Discreta e fina, a grande Cecília arregalou os olhos, envergonhada. Ao lado dela, o pequeno repórter vibrava com o inesperado.

De repente, a terceira cliente do balcão assumiu o comando dos debates.

Era uma mulher muito elegante, bem branca, com roupa certamente importada, olhos bem azuis – mas com rosto bem marcado, quase bonita. Inesquecível para um baianinho curioso.

Hoje tenho certeza que vi, na década de 50, o show de uma francesa de elevado nível, que disse em tom elevado e sotaque cheio de erres o seguinte:

—“Mon Dieu! Mon Dieu! Você não sabe o que diz, minha menina.
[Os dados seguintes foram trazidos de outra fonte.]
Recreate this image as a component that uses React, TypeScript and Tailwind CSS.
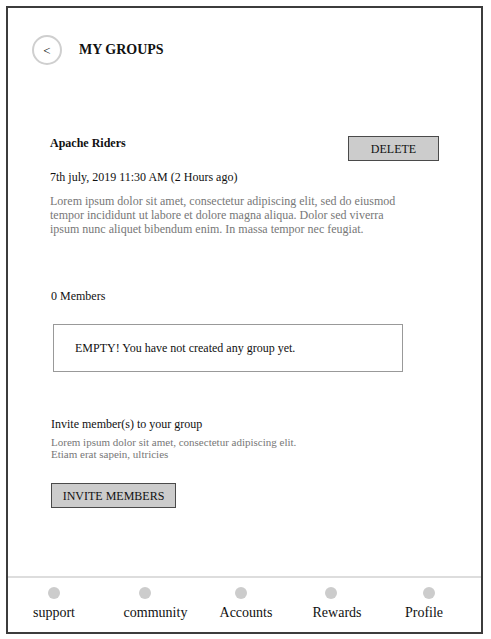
import React from 'react';

const navItems = [
  { label: 'support', width: 'w-[92px]', dot: '' },
  { label: 'community', width: 'w-[111px]', dot: 'mr-[22px]' },
  { label: 'Accounts', width: 'w-[70px]', dot: 'mr-[10px]' },
  { label: 'Rewards', width: 'w-[112px]', dot: 'mr-[12px]' },
  { label: 'Profile', width: 'w-[62px]', dot: 'ml-[10px]' }
];

const App: React.FC = () => {
  return (
    <div className="w-[491px] h-[639px] bg-white pt-[6px] pl-[6px] font-['Liberation_Serif',serif] text-[#111]">
      <div className="w-[477px] h-[628px] border-2 border-[#3c3c3c] flex flex-col">
        {/* Main content */}
        <div className="flex-1 flex flex-col">
          {/* Header */}
          <div className="flex items-center pt-[27px] pl-[24px]">
            <button className="w-[30px] h-[30px] rounded-full border-2 border-[#cfcfcf] flex items-center justify-center text-[13px] leading-none">
              &lt;
            </button>
            <h1 className="ml-[17px] text-[14px] font-bold leading-4">MY GROUPS</h1>
          </div>

          <div className="pl-[42px] pr-[42px] flex flex-col">
            {/* Group title row */}
            <div className="mt-[71px] flex justify-between items-start">
              <div className="text-[12px] font-bold leading-[14px]">Apache Riders</div>
              <button className="w-[91px] h-[25px] bg-[#cccccc] border border-[#4a4a4a] text-[12px] leading-none flex items-center justify-center">
                DELETE
              </button>
            </div>
            <div className="mt-[9px] text-[12px] leading-[14px]">7th july, 2019 11:30 AM (2 Hours ago)</div>
            <p className="mt-[10px] w-[355px] text-[12px] leading-[14px] text-[#777]">
              Lorem ipsum dolor sit amet, consectetur adipiscing elit, sed do eiusmod tempor incididunt ut labore et dolore magna aliqua. Dolor sed viverra ipsum nunc aliquet bibendum enim. In massa tempor nec feugiat.
            </p>

            {/* Members */}
            <div className="mt-[53px] ml-px text-[12px] leading-[14px]">0 Members</div>
            <div className="mt-[21px] ml-[3px] w-[350px] h-[48px] border border-[#999] flex items-center pl-[21px] text-[12px]">
              EMPTY! You have not created any group yet.
            </div>

            {/* Invite */}
            <div className="mt-[45px] ml-px text-[12px] leading-[14px]">Invite member(s) to your group</div>
            <p className="mt-[5px] ml-px text-[11px] leading-[12px] text-[#777]">
              Lorem ipsum dolor sit amet, consectetur adipiscing elit.
              <br />
              Etiam erat sapein, ultricies
            </p>
            <button className="mt-[23px] ml-px w-[125px] h-[25px] bg-[#cccccc] border border-[#4a4a4a] text-[12px] leading-none flex items-center justify-center">
              INVITE MEMBERS
            </button>
          </div>
        </div>

        {/* Bottom nav */}
        <nav className="h-[56px] border-t-2 border-[#dddddd] flex pt-[9px]">
          {navItems.map((item) => (
            <div key={item.label} className={`${item.width} flex flex-col items-center`}>
              <div className={`w-[12px] h-[12px] rounded-full bg-[#cccccc] ${item.dot}`} />
              <span className="mt-[6px] text-[14px] leading-4">{item.label}</span>
            </div>
          ))}
        </nav>
      </div>
    </div>
  );
};

export default App;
Você talvez nunca saiba o que é uma guerra. Nunca! Nunca! Nunca! A guerrrrrra é pior do que o inferrrrno. Você não merrrrece isso. Aqui vocês vivem no paraíso e não valorrrizam. Deus nos perdoe!”

De repente, silêncio total. Saiu uma. Saiu outra.

Ficou minha mãe calada em frente à balconista, que também deve ter guardado a história para o resto da vida.

Todas duas viviam em Salvador, ainda traumatizadas com a Segunda Guerra Mundial, que havia acabado alguns anos antes, com efeitos relativamente suaves no Brasil.

 

MORAL DA HISTÓRIA: A gente levou algum tempo aqui no Brasil falando igual à baianinha blasfemadora. Quanta besteira todo dia!

Mas a guerra pedida chegou.

Rezo a Deus para que não seja pior do que o inferno (sinceramente, acho que a gente não merece castigo tão duro).